June 24, 2007

  • Soft Minds Think Alike

    I’ve been digging up information on American literary theorist/philosopher Kenneth Burke this morning. Oftentimes, I come away from social situations deeply disturbed. Its difficult to explain, but I often feel like people’s minds are soft, like complacency is king.

    This atrophy takes form in a variety of ways, but one particularly dangerous way is the American habit (see footnote) of limiting conversations to the identification of problems (“kids these days,” for example), without having the analytical skills or the articulation to move the conversation forward to explore all the many different contributing factors to why that issue exists, to why they perceive it as an issue, to what people are doing to amend the problem, to what works and does not work, ect. In other words, I am deeply disturbed that many, many Americans show zero interest in solving the world’s problems over a pint, over coffee, while breaking bread. It made me think “why don’t people sit down to a Burkean parlor anymore?” And then it made me think, “who is Burke anyway?” Thus, this morning’s research.

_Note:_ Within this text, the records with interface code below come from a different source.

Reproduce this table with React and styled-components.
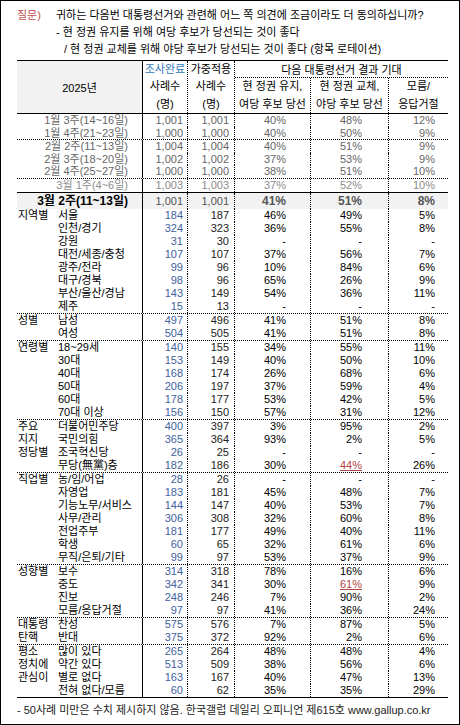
import React from "react";
import styled, { createGlobalStyle } from "styled-components";

const FONT = `"Liberation Sans", "Noto Sans CJK KR", sans-serif`;
const COLS = "126px 45px 47px 76px 78px 59px";
const PAD = [4, 5, 24, 26, 13];

const GlobalStyle = createGlobalStyle`
  html, body {
    margin: 0;
    padding: 0;
    background: #fff;
  }
  body {
    font-family: ${FONT};
  }
`;

const history = [
  { label: "1월 3주(14~16일)", v: ["1,001", "1,001", "40%", "48%", "12%"] },
  { label: "1월 4주(21~23일)", v: ["1,000", "1,000", "40%", "50%", "9%"] },
  { label: "2월 2주(11~13일)", v: ["1,004", "1,004", "40%", "51%", "9%"], rule: "dot" },
  { label: "2월 3주(18~20일)", v: ["1,002", "1,002", "37%", "53%", "9%"] },
  { label: "2월 4주(25~27일)", v: ["1,000", "1,000", "38%", "51%", "10%"] },
  { label: "3월 1주(4~6일)", v: ["1,003", "1,003", "37%", "52%", "10%"], rule: "dot", faded: true },
];

const current = { label: "3월 2주(11~13일)", v: ["1,001", "1,001", "41%", "51%", "8%"] };

// last entry (optional) = index of a highlighted value
const groups = [
  {
    name: ["지역별"],
    rows: [
      ["서울", "184", "187", "46%", "49%", "5%"],
      ["인천/경기", "324", "323", "36%", "55%", "8%"],
      ["강원", "31", "30", "-", "-", "-"],
      ["대전/세종/충청", "107", "107", "37%", "56%", "7%"],
      ["광주/전라", "99", "96", "10%", "84%", "6%"],
      ["대구/경북", "98", "96", "65%", "26%", "9%"],
      ["부산/울산/경남", "143", "149", "54%", "36%", "11%"],
      ["제주", "15", "13", "-", "-", "-"],
    ],
  },
  {
    name: ["성별"],
    rows: [
      ["남성", "497", "496", "41%", "51%", "8%"],
      ["여성", "504", "505", "41%", "51%", "8%"],
    ],
  },
  {
    name: ["연령별"],
    rows: [
      ["18~29세", "140", "155", "34%", "55%", "11%"],
      ["30대", "153", "149", "40%", "50%", "10%"],
      ["40대", "168", "174", "26%", "68%", "6%"],
      ["50대", "206", "197", "37%", "59%", "4%"],
      ["60대", "178", "177", "53%", "42%", "5%"],
      ["70대 이상", "156", "150", "57%", "31%", "12%"],
    ],
  },
  {
    name: ["주요", "지지", "정당별"],
    rows: [
      ["더불어민주당", "400", "397", "3%", "95%", "2%"],
      ["국민의힘", "365", "364", "93%", "2%", "5%"],
      ["조국혁신당", "26", "25", "-", "-", "-"],
      ["무당(無黨)층", "182", "186", "30%", "44%", "26%", 3],
    ],
  },
  {
    name: ["직업별"],
    rows: [
      ["농/임/어업", "28", "26", "-", "-", "-"],
      ["자영업", "183", "181", "45%", "48%", "7%"],
      ["기능노무/서비스", "144", "147", "40%", "53%", "7%"],
      ["사무/관리", "306", "308", "32%", "60%", "8%"],
      ["전업주부", "181", "177", "49%", "40%", "11%"],
      ["학생", "60", "65", "32%", "61%", "6%"],
      ["무직/은퇴/기타", "99", "97", "53%", "37%", "9%"],
    ],
  },
  {
    name: ["성향별"],
    rows: [
      ["보수", "314", "318", "78%", "16%", "6%"],
      ["중도", "342", "341", "30%", "61%", "9%", 3],
      ["진보", "248", "246", "7%", "90%", "2%"],
      ["모름/응답거절", "97", "97", "41%", "36%", "24%"],
    ],
  },
  {
    name: ["대통령", "탄핵"],
    rows: [
      ["찬성", "575", "576", "7%", "87%", "5%"],
      ["반대", "375", "372", "92%", "2%", "6%"],
    ],
  },
  {
    name: ["평소", "정치에", "관심이"],
    rows: [
      ["많이 있다", "265", "264", "48%", "48%", "4%"],
      ["약간 있다", "513", "509", "38%", "56%", "6%"],
      ["별로 없다", "163", "167", "40%", "47%", "13%"],
      ["전혀 없다/모름", "60", "62", "35%", "35%", "29%"],
    ],
  },
];

const Sheet = styled.div`
  width: 460px;
  height: 725px;
  box-sizing: border-box;
  border: 1px solid #000;
  padding: 6px 11px 0 16px;
  font-family: ${FONT};
  font-size: 11px;
  color: #000;
  background: #fff;
  overflow: hidden;
`;

const Question = styled.div`
  display: flex;
  line-height: 17px;
`;

const QLabel = styled.div`
  width: 39px;
  flex: none;
  color: #c0504d;
`;

const QLine = styled.div`
  white-space: nowrap;
  padding-left: ${(p) => p.$indent || 0}px;
`;

const Table = styled.div`
  width: 431px;
  margin: 2px 0 0 0;
  border-top: 1px solid #000;
  border-bottom: 1px solid #000;
`;

const Head = styled.div`
  display: grid;
  grid-template-columns: ${COLS};
  grid-template-rows: 17px 35px;
  border-bottom: 1px solid #000;
`;

const lineFor = (kind) =>
  kind === "solid" ? "1px solid #000" : kind === "dot" ? "1px dotted #000" : "none";

const HeadCell = styled.div`
  grid-column: ${(p) => p.$col};
  grid-row: ${(p) => p.$row};
  display: flex;
  flex-direction: column;
  align-items: center;
  justify-content: ${(p) => (p.$top ? "flex-start" : "center")};
  white-space: nowrap;
  border-right: ${(p) => lineFor(p.$line)};
  border-bottom: ${(p) => (p.$under ? "1px dotted #000" : "none")};
  background: ${(p) => (p.$shade ? "#f2f2f2" : "transparent")};
`;

const HeadLine = styled.div`
  height: ${(p) => p.$h || 17.5}px;
  line-height: ${(p) => p.$h || 17.5}px;
  color: ${(p) => p.$color || "#000"};
`;

const Row = styled.div`
  display: grid;
  grid-template-columns: ${COLS};
  height: ${(p) => p.$h}px;
  line-height: ${(p) => p.$h}px;
  border-top: ${(p) => lineFor(p.$rule)};
  background: ${(p) => (p.$shade ? "#f2f2f2" : "transparent")};
  color: ${(p) => p.$color || "#000"};
`;

const LabelCell = styled.div`
  display: flex;
  padding-left: 1px;
  border-right: 1px solid #000;
  white-space: nowrap;
  overflow: hidden;
`;

const Group = styled.span`
  width: 40px;
  flex: none;
`;

const PeriodCell = styled.div`
  text-align: right;
  padding-right: 14px;
  border-right: 1px solid #000;
  white-space: nowrap;
  font-weight: ${(p) => (p.$bold ? 700 : 400)};
  font-size: ${(p) => (p.$bold ? 12 : 11)}px;
  color: ${(p) => (p.$bold ? "#000" : "inherit")};
`;

const Num = styled.div`
  text-align: right;
  white-space: nowrap;
  padding-right: ${(p) => p.$pad}px;
  border-right: ${(p) => (p.$last ? "none" : "1px dotted #000")};
  color: ${(p) => p.$color || "inherit"};
  font-weight: ${(p) => (p.$bold ? 700 : 400)};
  font-size: ${(p) => (p.$bold ? 12 : 11)}px;
`;

const Mark = styled.span`
  color: #b04545;
  text-decoration: underline;
  text-underline-offset: 1px;
`;

const Footer = styled.div`
  margin-top: 5px;
  line-height: 14px;
  white-space: nowrap;
  color: #222;
`;

const numColor = (i, tone) => {
  if (tone) return undefined;
  if (i === 0) return "#4262a0";
  if (i === 1) return "#222";
  return "#000";
};

const Values = ({ v, tone, bold, mark }) =>
  v.map((val, i) => (
    <Num
      key={i}
      $pad={PAD[i]}
      $last={i === 4}
      $color={numColor(i, tone)}
      $bold={bold && i > 1}
    >
      {mark === i ? <Mark>{val}</Mark> : val}
    </Num>
  ));

const App = () => (
  <>
    <GlobalStyle />
    <Sheet>
      <Question>
        <QLabel>질문)</QLabel>
        <div>
          <QLine>귀하는 다음번 대통령선거와 관련해 어느 쪽 의견에 조금이라도 더 동의하십니까?</QLine>
          <QLine>- 현 정권 유지를 위해 여당 후보가 당선되는 것이 좋다</QLine>
          <QLine $indent={8}>/ 현 정권 교체를 위해 야당 후보가 당선되는 것이 좋다 (항목 로테이션)</QLine>
        </div>
      </Question>

      <Table>
        <Head>
          <HeadCell $col="1" $row="1 / 3" $line="solid" $shade>
            2025년
          </HeadCell>
          <HeadCell $col="2" $row="1 / 3" $line="dot" $top>
            <HeadLine $h={17} $color="#2e75b6">조사완료</HeadLine>
            <HeadLine>사례수</HeadLine>
            <HeadLine>(명)</HeadLine>
          </HeadCell>
          <HeadCell $col="3" $row="1 / 3" $line="dot" $top>
            <HeadLine $h={17}>가중적용</HeadLine>
            <HeadLine>사례수</HeadLine>
            <HeadLine>(명)</HeadLine>
          </HeadCell>
          <HeadCell $col="4 / 7" $row="1" $under>
            다음 대통령선거 결과 기대
          </HeadCell>
          <HeadCell $col="4" $row="2" $line="dot">
            <HeadLine>현 정권 유지,</HeadLine>
            <HeadLine>여당 후보 당선</HeadLine>
          </HeadCell>
          <HeadCell $col="5" $row="2" $line="dot">
            <HeadLine>현 정권 교체,</HeadLine>
            <HeadLine>야당 후보 당선</HeadLine>
          </HeadCell>
          <HeadCell $col="6" $row="2">
            <HeadLine>모름/</HeadLine>
            <HeadLine>응답거절</HeadLine>
          </HeadCell>
        </Head>

        {history.map((r) => (
          <Row key={r.label} $h={12.6} $rule={r.rule} $color={r.faded ? "#8c8c8c" : "#666"}>
            <PeriodCell>{r.label}</PeriodCell>
            <Values v={r.v} tone="muted" />
          </Row>
        ))}

        <Row $h={16} $rule="solid" $shade $color="#555">
          <PeriodCell $bold>{current.label}</PeriodCell>
          <Values v={current.v} tone="muted" bold />
        </Row>

        {groups.map((g, gi) =>
          g.rows.map((r, ri) => (
            <Row key={`${gi}-${ri}`} $h={13} $rule={ri === 0 && gi > 0 ? "dot" : undefined}>
              <LabelCell>
                <Group>{g.name[ri] || ""}</Group>
                <span>{r[0]}</span>
              </LabelCell>
              <Values v={r.slice(1, 6)} mark={r[6]} />
            </Row>
          ))
        )}
      </Table>

      <Footer>- 50사례 미만은 수치 제시하지 않음. 한국갤럽 데일리 오피니언 제615호 www.gallup.co.kr</Footer>
    </Sheet>
  </>
);

export default App;
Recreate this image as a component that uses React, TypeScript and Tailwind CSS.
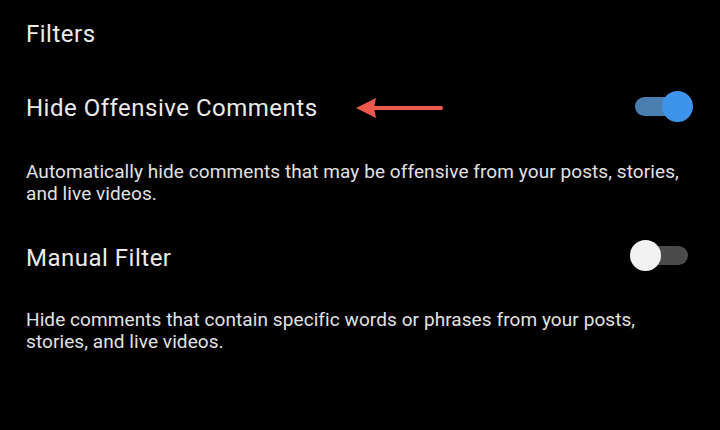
import React, { useState } from "react";

function Toggle({ on, onChange }: { on: boolean; onChange: () => void }) {
  return (
    <button
      type="button"
      onClick={onChange}
      className="relative flex h-[32px] w-[60px] shrink-0 items-center"
    >
      <span
        className={`absolute right-[2px] h-[19px] w-[56px] rounded-full ${
          on ? "bg-[#4a7eb0]" : "bg-[#4b4b4b]"
        }`}
      />
      <span
        className={`absolute h-[31px] w-[31px] rounded-full ${
          on ? "right-0 bg-[#3d94ea]" : "left-0 bg-[#f2f2f2]"
        }`}
      />
    </button>
  );
}

function Arrow() {
  return (
    <svg width="90" height="24" viewBox="0 0 90 24" className="ml-[37px]">
      <path d="M18 12 H86" stroke="#ec5a4c" strokeWidth="4" strokeLinecap="round" />
      <path d="M1 12 L21 2 L19 12 L21 22 Z" fill="#ec5a4c" />
    </svg>
  );
}

export default function App() {
  const [hideOffensive, setHideOffensive] = useState(true);
  const [manual, setManual] = useState(false);

  return (
    <div
      className="h-[430px] w-[720px] overflow-hidden bg-black pl-[26px] pr-[27px] text-[#ebebeb]"
      style={{ fontFamily: "Roboto, 'Noto Sans', sans-serif" }}
    >
      <div className="pt-[18px] text-[24px] leading-[32px] tracking-[0.5px]">Filters</div>

      <div className="mt-[42px] flex items-center justify-between">
        <div className="flex items-center">
          <span className="text-[24px] leading-[32px] tracking-[0.5px]">Hide Offensive Comments</span>
          <Arrow />
        </div>
        <div className="-mt-[4px]">
          <Toggle on={hideOffensive} onChange={() => setHideOffensive((v) => !v)} />
        </div>
      </div>

      <p className="mt-[37px] text-[19px] leading-[22px] tracking-[0.08px] text-[#e2e2e2]">
        Automatically hide comments that may be offensive from your posts, stories,
        <br />
        and live videos.
      </p>

      <div className="mt-[37px] flex items-center justify-between">
        <span className="text-[24px] leading-[32px] tracking-[0.5px]">Manual Filter</span>
        <div className="-mt-[6px] mr-[3px]">
          <Toggle on={manual} onChange={() => setManual((v) => !v)} />
        </div>
      </div>

      <p className="mt-[35px] text-[19px] leading-[22px] tracking-[0.08px] text-[#e2e2e2]">
        Hide comments that contain specific words or phrases from your posts,
        <br />
        stories, and live videos.
      </p>
    </div>
  );
}
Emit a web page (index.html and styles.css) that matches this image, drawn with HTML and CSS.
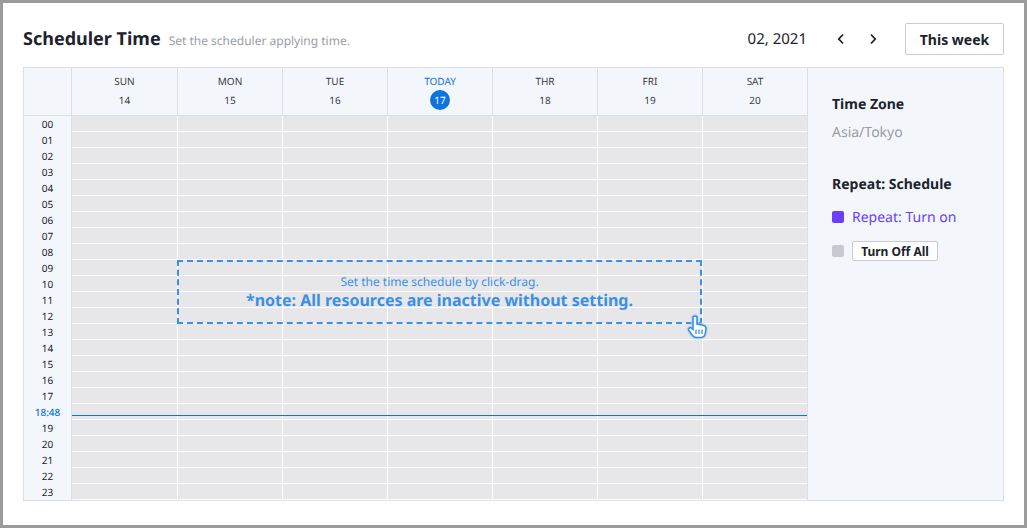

    Anyway, I’m hoping that Kenneth Burke might be able to help me understand how to fix the “soft mind” issue. The societal fixedness on problems with no interest in creative solutions is horrifying to me; are we really in that much of a decline? I think we are. We are in dire need of a renaissance. And I think that my future Writing Centre can contribute to it.

    Not sure if I’ve ever blogged about it in-depth before, but my long-term career goal is to open my own not-for-profit centre for writing and the arts. The past three years right out of college I’ve been working at not-for-profit cultural enterprises and writing centers to see how they work. I’ve been tutoring composition and teaching writing workshops. I’ve been taking courses in English as a Second Language. I think the next phase of my plan involves working as teacher to understand the need in a deeper way, to plant roots in my community in the way I will need to in order to operate successfully. I will get my masters in something like not-for-profit management or education policy. My centre will be built to last, it will make me feel like I’m contributing in the way I best know how.

    I need to get my hands on Burke’s A Grammar of Motives, because I think it will totally help me in developing the pedagogy that my centre will operate on.

    According to trusty-old Wikipedia (aka: take this info with a hearty grain of salt), Burke explains in a Grammar of Motives his belief that “language doesn’t simply “reflect” reality; it also helps select reality as well as deflect reality.” Special attention needs to be paid to giving people the very vernacular to be able to even dream of a solution, let alone communicate it and activate it.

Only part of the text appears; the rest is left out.